3. Manifestations cliniques
Les symptômes de l’AKEC sont essentiellement cutanés, sans atteintes systémiques associées. Les caractéristiques typiques incluent :
- Lésions kératosiques symétriques :
Des papules fermes, bien délimitées et kératosiques apparaissent sur les bords latéraux des paumes et des plantes.

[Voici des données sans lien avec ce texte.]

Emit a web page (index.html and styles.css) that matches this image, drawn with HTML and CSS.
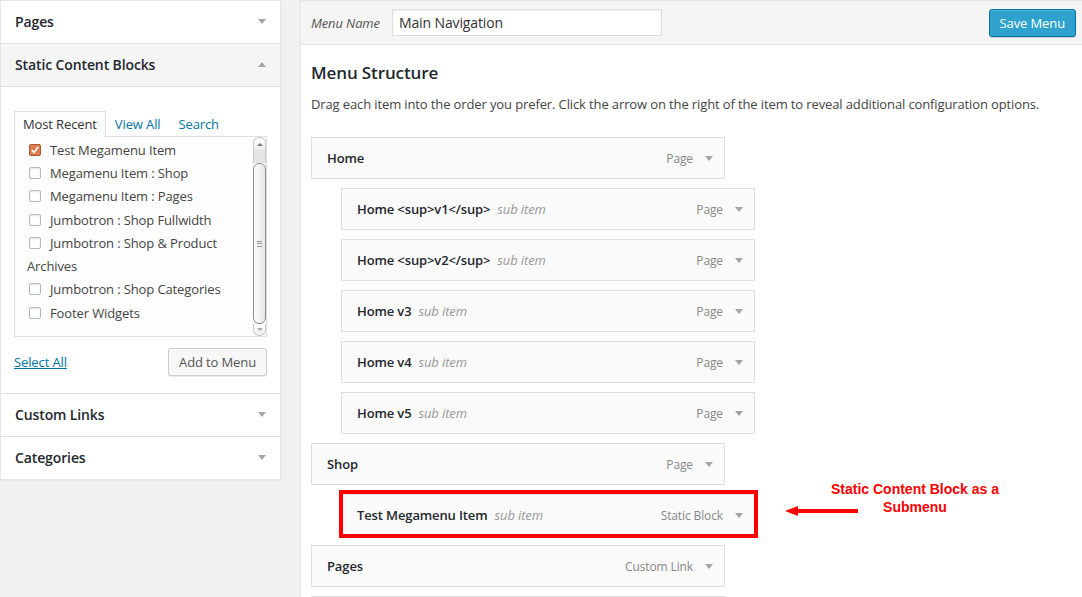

Ces lésions sont souvent regroupées, créant un aspect en mosaïque ou en crêtes. - Localisation spécifique :
- Bords latéraux des mains (face ulnaire des doigts) et des pieds.
- Occasionnellement, des lésions peuvent s’étendre sur les paumes et les plantes.
- Caractère asymptomatique ou légèrement gênant :
Bien que généralement indolores, les lésions peuvent provoquer une gêne en cas de friction ou d’irritation. - Aspect esthétique :
Les lésions, bien que bénignes, peuvent être source d’embarras pour certains patients, en particulier lorsque les mains sont visiblement atteintes.
4. Histopathologie
Une biopsie cutanée des lésions révèle des caractéristiques typiques, permettant de différencier l’AKEC des autres kératodermies :
- Hyperkératose :
Épaississement de la couche cornée de l’épiderme. - Dégénérescence des fibres élastiques :
Une fragmentation et une diminution des fibres élastiques dans le derme moyen et profond sont observées. - Papillomatose :
Prolifération anormale des papilles dermiques, donnant un aspect surélevé aux lésions. - Absence de parakératose :
Contrairement à d’autres dermatoses, la parakératose est absente.
5. Diagnostic
Le diagnostic repose principalement sur l’examen clinique, complété par une histopathologie en cas de doute. Les caractéristiques suivantes sont essentielles pour poser le diagnostic :
- Lésions kératosiques localisées aux bords latéraux des mains et des pieds.
- Absence de symptômes systémiques.
- Exclusion d’autres kératodermies, telles que :
- La kératodermie ponctuée.
- Les troubles associés aux dermatoses inflammatoires (psoriasis).
6. Prise en charge et traitement
L’AKEC est une maladie bénigne sans conséquence grave sur la santé générale. Cependant, la gestion des lésions peut être nécessaire pour des raisons esthétiques ou de confort. Les options incluent :
- Traitements topiques :
- Crèmes kératolytiques (acide salicylique, urée) pour réduire l’épaisseur des lésions.
- Emollients pour améliorer l’hydratation et la souplesse cutanée.
- Rétinoïdes topiques ou oraux :
Dans certains cas réfractaires, les rétinoïdes comme l’acitrétine peuvent être envisagés. - Cryothérapie ou laser :
Ces options sont réservées aux cas sévères ou esthétiquement invalidants. - Conseils préventifs :
- Éviter les traumatismes ou pressions excessives sur les zones touchées.
- Porter des gants ou des chaussures adaptées pour limiter les irritations.
7. Pronostic
L’AKEC est une maladie chronique avec une évolution stable ou lentement progressive. Les lésions peuvent persister à vie, bien que leur gravité varie d’un individu à l’autre. Le pronostic global est excellent, et la qualité de vie est rarement compromise, à moins que les lésions ne soient particulièrement étendues ou gênantes.
Références
- Costa, O. (1953). Acrokeratoelastoidosis: Clinical Description of a Rare Palmoplantar Disorder. Archives of Dermatology.
- Heller, M. M., & Wu, J. J. (2011). Palmoplantar Keratodermas: A Review of Subtypes and Management. Dermatologic Clinics, 29(1), 15-21.
- Requena, L., & Kutzner, H. (2008). Elastic Fiber Degeneration in Acrokeratoelastoidosis. American Journal of Dermatopathology, 30(2), 179-183.
- Patterson, J. W. (2016). Keratodermas and Disorders of the Epidermis. Weedon’s Skin Pathology.
- Online Mendelian Inheritance in Man (OMIM). Acrokeratoelastoidosis. www.omim.org.